これが江戸時代に、人を殺してのし上がる社会から安定した階級として武士が成立する流れで、家を守るために死ぬという概念が成立した。
それが明治維新から第2時世界大戦の間に、国を守るにすり替えられた。とはいえ特攻隊の多くは国のためと言いながら、家族のために殉死している。
さてさて、最後にしよう。私には死刑制度も自殺率も同一に思える。社会を守るために全く違う事が、同じくあると言う事だ。自殺は、社会から必要がないと自分で判断したから起きる。死刑制度は本来法律での判断のみだが、現在社会に必要ないと社会が判断した上の制度になりつつある。意外な所、裁判員裁判がもしかするとこの抑止力になるかもしれない。しかし裁判員裁判制度の最大の欠点は、裁判員になった人物の情報が裁判所が出さなかったとしても、マスコミが出さなかったとしても、その裁判所の地域では筒抜けなのだ。どうやって会社を休むのか?裁判員になりましたと会社に報告しなければ行けないだろう。
地域の影響が大きい制度でもある。
日本の死刑制度は多分廃止される事は無い。この点に関しては中国と対して変わらない。もちろん法整備がキッチリしているのは日本だ。それでも日本のアジア性は疑いも無い。
日本では最近では法は道具だと認知されている。だがまだ法を使う事の実利性が疑われている。その上で、法はえんま大王が使うものか、蓬莱への手紙に「法に従え」と書く中国と変わらない何かを感じている。
なのでこのブログの事は、水にながしてくれ。だって日本人だから!
PS
論理性が無くて申し訳ない。
更に追加なのだが、アスペルガー症候群の人が親族を殺す事件があったが、これに対して裁判所は求刑より重い量刑を出した。
http://www.373news.com/_column/syasetu.php?ym=201208&storyid=42194
この問題は大きすぎる。アスペルガー症候群は軽症の場合理屈っぽい人物なのだが、重傷は自己理論から動けないのだ。これを動かし反省させるとなればもの凄い努力が必要になる。
どの程度か。何月何日何時に一緒に自宅で食べたお昼ご飯が、ハウスのレトルトカレーでご飯の盛りがどの程度で、その時の会話もすべて記憶しているのだ。そのすべてが独自のロジックを作ったらもう崩せない。

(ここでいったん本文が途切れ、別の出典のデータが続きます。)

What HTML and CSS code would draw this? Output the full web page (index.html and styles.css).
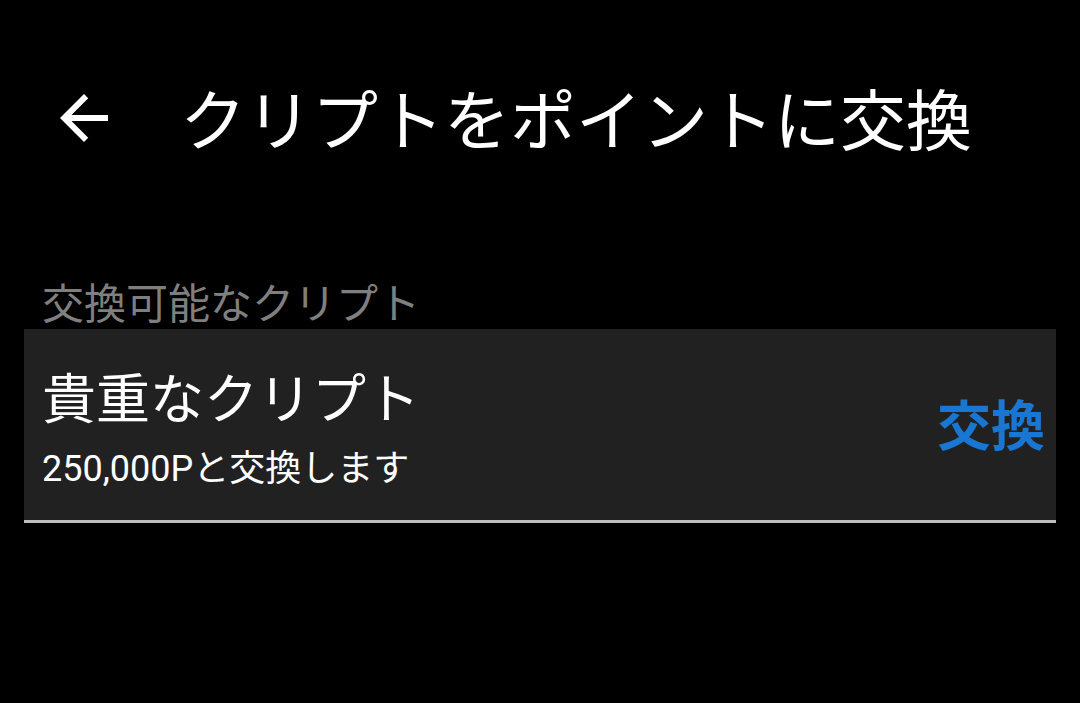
FILE: index.html
```html
<!DOCTYPE html>
<html lang="ja">
<head>
<meta charset="utf-8">
<link rel="stylesheet" href="styles.css">
</head>
<body>
<div class="app">
  <header class="topbar">
    <svg class="back" viewBox="0 0 24 24" width="72" height="72"><path fill="#fff" d="M20 11H7.83l5.59-5.59L12 4l-8 8 8 8 1.41-1.41L7.83 13H20v-2z"/></svg>
    <h1 class="title">クリプトをポイントに交換</h1>
  </header>
  <main class="content">
    <div class="section-label">交換可能なクリプト</div>
    <div class="card">
      <div class="card-text">
        <div class="card-title">貴重なクリプト</div>
        <div class="card-sub">250,000Pと交換します</div>
      </div>
      <div class="card-action">交換</div>
    </div>
  </main>
</div>
</body>
</html>
```
FILE: styles.css
```css
html, body {
  margin: 0;
  padding: 0;
  background: #000;
}
body {
  width: 1080px;
  height: 703px;
  overflow: hidden;
  font-family: "Noto Sans CJK JP", "Noto Sans", sans-serif;
  color: #fff;
}
.topbar {
  height: 232px;
  display: flex;
  align-items: center;
  padding-left: 48px;
  box-sizing: border-box;
}
.back {
  display: block;
  flex: none;
  margin-top: 4px;
}
.title {
  margin: 0 0 0 60px;
  font-size: 66px;
  font-weight: 400;
  line-height: 1;
  color: #fff;
}
.content {
  padding: 48px 24px 0 24px;
}
.section-label {
  font-size: 42px;
  line-height: 42px;
  color: #7f7f7f;
  padding-left: 18px;
  margin-bottom: 7px;
}
.card {
  background: #212121;
  border-bottom: 3px solid #bdbdbd;
  display: flex;
  align-items: center;
  justify-content: space-between;
  padding: 40px 11px 34px 18px;
}
.card-text {
  display: flex;
  flex-direction: column;
  gap: 30px;
}
.card-title {
  font-size: 54px;
  line-height: 54px;
}
.card-sub {
  font-family: Roboto, "Noto Sans CJK JP", sans-serif;
  font-size: 36px;
  line-height: 33px;
}
.card-action {
  font-size: 54px;
  line-height: 54px;
  font-weight: 700;
  color: #1976d2;
  margin-bottom: 10px;
}
```
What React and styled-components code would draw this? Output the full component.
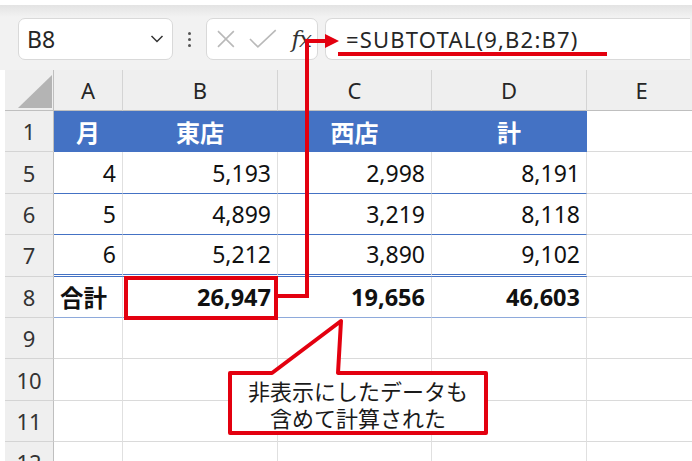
import React from 'react';
import styled, { createGlobalStyle, css } from 'styled-components';

const Global = createGlobalStyle`
  html, body { margin: 0; padding: 0; background: #fff; }
  body { width: 692px; height: 461px; overflow: hidden; font-family: "Noto Sans", "Noto Sans CJK JP", sans-serif; }
  * { box-sizing: border-box; }
`;

const RED = '#e3000f';
const BLUE = '#4472c4';

const Page = styled.div`
  position: relative;
  width: 692px;
  height: 461px;
  overflow: hidden;
  background: #fff;
`;

const Toolbar = styled.div`
  height: 70px;
  display: flex;
  align-items: flex-start;
  padding: 18px 2px 0 18px;
  background: linear-gradient(#fff 0 5px, #e3e3e3 5px, #f2f2f2 17px, #f2f2f2 100%);
`;

const Box = styled.div`
  height: 42px;
  background: #fff;
  border: 1px solid #d9d9d9;
  border-radius: 7px;
  display: flex;
  align-items: center;
`;

const NameBox = styled(Box)`
  width: 155px;
  padding: 0 8px;
  justify-content: space-between;
  font-size: 23px;
  color: #262626;
`;

const Dots = styled.div`
  width: 33px;
  height: 42px;
  display: flex;
  flex-direction: column;
  align-items: center;
  justify-content: center;
  gap: 3px;
  span {
    width: 3px;
    height: 3px;
    border-radius: 50%;
    background: #555;
  }
`;

const FnBox = styled(Box)`
  width: 112px;
  padding: 0 6px 0 9px;
  gap: 13px;
`;

const Fx = styled.span`
  font-family: "DejaVu Serif", "Liberation Serif", serif;
  font-style: italic;
  font-size: 23px;
  color: #333;
  margin-left: 2px;
  letter-spacing: -1px;
`;

const FormulaBox = styled(Box)`
  flex: 1;
  margin-left: 7px;
  padding-left: 20px;
  font-size: 22px;
  letter-spacing: 1.2px;
  color: #262626;
  border-right: none;
  border-radius: 7px 0 0 7px;
`;

const Sheet = styled.div`
  display: grid;
  margin-left: 5px;
  grid-template-columns: 49px 69px 155px 154px 155px 110px;
  grid-template-rows: 41px repeat(9, 41.4px);
  font-size: 22px;
`;

const Corner = styled.div`
  position: relative;
  background: #efefef;
  border-right: 1px solid #bfbfbf;
  border-bottom: 1px solid #bfbfbf;
  &::after {
    content: '';
    position: absolute;
    left: 13px;
    top: 5px;
    width: 34px;
    height: 33px;
    background: #b4b4b4;
    clip-path: polygon(0 100%, 100% 0, 100% 100%);
  }
`;

const ColHead = styled.div`
  background: #efefef;
  border-right: 1px solid #d4d4d4;
  border-bottom: 1px solid #bfbfbf;
  display: flex;
  align-items: center;
  justify-content: center;
  color: #262626;
`;

const RowHead = styled.div`
  background: #efefef;
  border-right: 1px solid #bfbfbf;
  border-bottom: 1px solid #d4d4d4;
  display: flex;
  align-items: center;
  justify-content: center;
  color: #333;
`;

const bottoms = {
  grid: '1px solid #dadada',
  blue: `1px solid ${BLUE}`,
  double: `3px double ${BLUE}`,
  light: '1px solid #8eaadb',
};

const Cell = styled.div`
  display: flex;
  align-items: center;
  padding: 0 6px;
  color: #111;
  white-space: nowrap;
  font-size: 23px;
  border-right: 1px solid ${(p) => (p.$head ? BLUE : '#e0e0e0')};
  border-bottom: ${(p) => bottoms[p.$bottom || 'grid']};
  justify-content: ${(p) => (p.$align === 'right' ? 'flex-end' : p.$align === 'center' ? 'center' : 'flex-start')};
  font-weight: ${(p) => (p.$bold ? 700 : 400)};
  ${(p) =>
    p.$bold &&
    css`
      font-size: 23.5px;
    `}
  ${(p) =>
    p.$head &&
    css`
      background: ${BLUE};
      color: #fff;
      font-weight: 700;
      font-size: 24px;
      border-bottom-color: ${BLUE};
    `}
`;

const Overlay = styled.svg`
  position: absolute;
  left: 0;
  top: 0;
  pointer-events: none;
`;

const CalloutText = styled.div`
  position: absolute;
  left: 230px;
  top: 375px;
  width: 256px;
  height: 58px;
  display: flex;
  flex-direction: column;
  align-items: center;
  justify-content: center;
  font-family: "Noto Sans CJK JP", sans-serif;
  font-size: 22px;
  line-height: 27px;
  color: #1a1a1a;
`;

const cols = ['A', 'B', 'C', 'D', 'E'];
const rows = [
  { n: 5, v: ['4', '5,193', '2,998', '8,191'], bottom: 'blue' },
  { n: 6, v: ['5', '4,899', '3,219', '8,118'], bottom: 'blue' },
  { n: 7, v: ['6', '5,212', '3,890', '9,102'], bottom: 'double' },
  { n: 8, v: ['合計', '26,947', '19,656', '46,603'], bottom: 'light', bold: true },
];

export default function App() {
  return (
    <Page>
      <Global />
      <Toolbar>
        <NameBox>
          <span>B8</span>
          <svg width="14" height="10" viewBox="0 0 14 10">
            <polyline points="1.5,2 7,7.5 12.5,2" fill="none" stroke="#333" strokeWidth="1.5" />
          </svg>
        </NameBox>
        <Dots>
          <span />
          <span />
          <span />
        </Dots>
        <FnBox>
          <svg width="20" height="20" viewBox="0 0 20 20">
            <path d="M2 2 L18 18 M18 2 L2 18" stroke="#b9b9b9" strokeWidth="1.6" />
          </svg>
          <svg width="28" height="20" viewBox="0 0 28 20">
            <polyline points="1,10 9,18 27,1" fill="none" stroke="#b9b9b9" strokeWidth="1.6" />
          </svg>
          <Fx>fx</Fx>
        </FnBox>
        <FormulaBox>=SUBTOTAL(9,B2:B7)</FormulaBox>
      </Toolbar>
      <Sheet>
        <Corner />
        {cols.map((c) => (
          <ColHead key={c}>{c}</ColHead>
        ))}
        <RowHead>1</RowHead>
        <Cell $head $align="center">月</Cell>
        <Cell $head $align="center">東店</Cell>
        <Cell $head $align="center">西店</Cell>
        <Cell $head $align="center">計</Cell>
        <Cell />
        {rows.map((r) => (
          <React.Fragment key={r.n}>
            <RowHead>{r.n}</RowHead>
            {r.v.map((v, i) => (
              <Cell key={i} $align={r.bold && i === 0 ? 'left' : 'right'} $bold={r.bold} $bottom={r.bottom}>
                {v}
              </Cell>
            ))}
            <Cell />
          </React.Fragment>
        ))}
        {[9, 10, 11, 12].map((n) => (
          <React.Fragment key={n}>
            <RowHead>{n}</RowHead>
            <Cell />
            <Cell />
            <Cell />
            <Cell />
            <Cell />
          </React.Fragment>
        ))}
      </Sheet>
      <Overlay width="692" height="461" viewBox="0 0 692 461">
        <line x1="338" y1="54" x2="607" y2="54" stroke={RED} strokeWidth="4" />
        <polyline points="278,296 307,296 307,41 328,41" fill="none" stroke={RED} strokeWidth="4" />
        <polygon points="325,34 339,41 325,48" fill={RED} />
        <rect x="126" y="278" width="150" height="40" fill="none" stroke={RED} strokeWidth="4" />
        <path
          d="M230 373 L272 373 L341 321 L338 373 L486 373 L486 433 L230 433 Z"
          fill="#fff"
          stroke={RED}
          strokeWidth="4"
          strokeLinejoin="round"
        />
      </Overlay>
      <CalloutText>
        <span>非表示にしたデータも</span>
        <span>含めて計算された</span>
      </CalloutText>
    </Page>
  );
}
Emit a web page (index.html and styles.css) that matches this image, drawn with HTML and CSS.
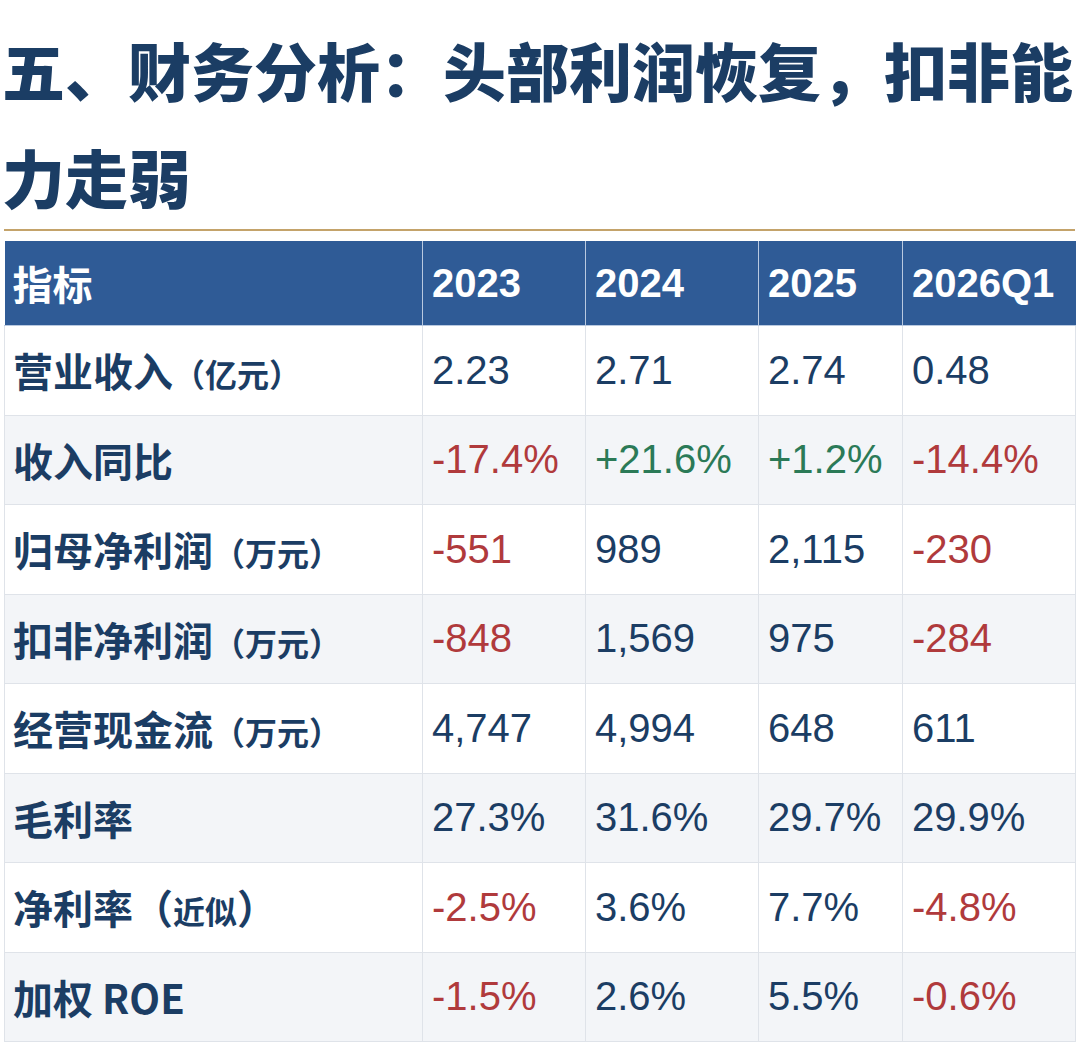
FILE: index.html
```html
<!DOCTYPE html>
<html lang="zh">
<head>
<meta charset="utf-8">
<link rel="stylesheet" href="styles.css">
</head>
<body>
<h1 class="title">五、财务分析：头部利润恢复，扣非能力走弱</h1>
<div class="rule"></div>
<table class="fin">
  <colgroup>
    <col class="c0"><col class="c1"><col class="c2"><col class="c3"><col class="c4">
  </colgroup>
  <thead>
    <tr><th>指标</th><th>2023</th><th>2024</th><th>2025</th><th>2026Q1</th></tr>
  </thead>
  <tbody>
    <tr><td class="lbl">营业收入<span class="unit">（亿元）</span></td><td>2.23</td><td>2.71</td><td>2.74</td><td>0.48</td></tr>
    <tr class="alt"><td class="lbl">收入同比</td><td class="neg">-17.4%</td><td class="pos">+21.6%</td><td class="pos">+1.2%</td><td class="neg">-14.4%</td></tr>
    <tr><td class="lbl">归母净利润<span class="unit">（万元）</span></td><td class="neg">-551</td><td>989</td><td>2,115</td><td class="neg">-230</td></tr>
    <tr class="alt"><td class="lbl">扣非净利润<span class="unit">（万元）</span></td><td class="neg">-848</td><td>1,569</td><td>975</td><td class="neg">-284</td></tr>
    <tr><td class="lbl">经营现金流<span class="unit">（万元）</span></td><td>4,747</td><td>4,994</td><td>648</td><td>611</td></tr>
    <tr class="alt"><td class="lbl">毛利率</td><td>27.3%</td><td>31.6%</td><td>29.7%</td><td>29.9%</td></tr>
    <tr><td class="lbl">净利率（<span class="unit">近似</span>）</td><td class="neg">-2.5%</td><td>3.6%</td><td>7.7%</td><td class="neg">-4.8%</td></tr>
    <tr class="alt"><td class="lbl">加权 ROE</td><td class="neg">-1.5%</td><td>2.6%</td><td>5.5%</td><td class="neg">-0.6%</td></tr>
  </tbody>
</table>
</body>
</html>
```

FILE: styles.css
```css
html, body {
  margin: 0;
  padding: 0;
  background: #ffffff;
}
body {
  font-family: "Noto Sans CJK SC", "Liberation Sans", sans-serif;
  color: #1b3d64;
}
.title {
  margin: 0;
  padding: 15px 0 0 2px;
  font-size: 63px;
  line-height: 107px;
  font-weight: 900;
  color: #1b3d64;
  letter-spacing: 0;
}
.rule {
  height: 2px;
  background: #c4a36a;
  margin: 0 5px 0 4px;
}
.fin {
  margin: 10px 0 0 4px;
  width: 1071px;
  border-collapse: collapse;
  table-layout: fixed;
}
.c0 { width: 418px; }
.c1 { width: 163px; }
.c2 { width: 173px; }
.c3 { width: 144px; }
.c4 { width: 173px; }
.fin th {
  background: #2f5b96;
  color: #ffffff;
  font-family: "Liberation Sans", "Noto Sans CJK SC", sans-serif;
  font-weight: 700;
  font-size: 40px;
  text-align: left;
  height: 84px;
  padding: 0 0 0 9px;
  border-left: 1px solid #b9c9e0;
  border-bottom: 1px solid #b9c9e0;
  vertical-align: middle;
}
.fin th:first-child {
  font-family: "Noto Sans CJK SC", sans-serif;
  border-left: none;
  padding-left: 8px;
}
.fin td {
  font-family: "Liberation Sans", "Noto Sans CJK SC", sans-serif;
  font-size: 40px;
  color: #1b3d64;
  height: 89.5px;
  padding: 0 0 0 9px;
  border: 1px solid #dfe3e9;
  vertical-align: middle;
  white-space: nowrap;
  box-sizing: border-box;
}
.fin tr.alt td {
  background: #f3f5f8;
}
.fin td.lbl {
  font-family: "Noto Sans CJK SC", sans-serif;
  font-weight: 700;
  font-size: 40px;
  padding-left: 8px;
}
.unit {
  font-size: 32px;
}
.neg { color: #b03a3c !important; }
.pos { color: #2b7a57 !important; }
```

それでも大体のアスペルガーは、その記憶の大体は無視しているし、社会的な経験を積めばアスペルガーなりの「マニュアル」を作れる。だからアスペルガーは特殊な人間として生き残っている。
この判決の場合、このアスペルガーの引きこもり(社会との接点がない)人物なので、更に酷いだろう。マニュアルが無い。なにか違う事情が考えられる。
アスペルガーだと、自分がいかに虐待されたかをそのロジックで説明するし出来る。それが社会から外れてものかどうかは関係ない。ロジックのみなのだ。
裁判では最も不利な人物だ。彼は反省したフリが出来ないのだ。ロジックは一本だ。普通の人は二三本使えるのだが全く出来ないのだ。
しかもこれは裁判員裁判なのだ。最も不利な条件だ。
それにしても16年の求刑に20年の判決だ。求刑からにして酷すぎる。そして刑務所にはいってからも暴れ続けるだろう。どうするのか、警務員がひたすら努力するのだろう。
実際このところ、今までの犯罪と違う形が目立って来ている。これに対応することがとりあえず大切だ。
死刑制度問題も、ここからはじまると思う。
この判決のせいで、この書面が遅れたと言うほどの大事件だ。大体この程度の記事に時間をかけるバカがどこにいるのか、それはここにいるのだが、イヤ本当に困った。もう本文書いていて忘れていた。忘れないと本文書けないからだ。
アメリカとEUには言いたい。アジアの人権と言うのはこんなもんだと。でEUはそうだろうね、だけど出来るよ、僕らも努力しているけどダメな人もいるみたいだけど、今いい感じだよといい、アメリカはそれって基本だろう!ってアスペルガーみたいな事を言ってくる。日本もこの程度だ。いい所もあるがね。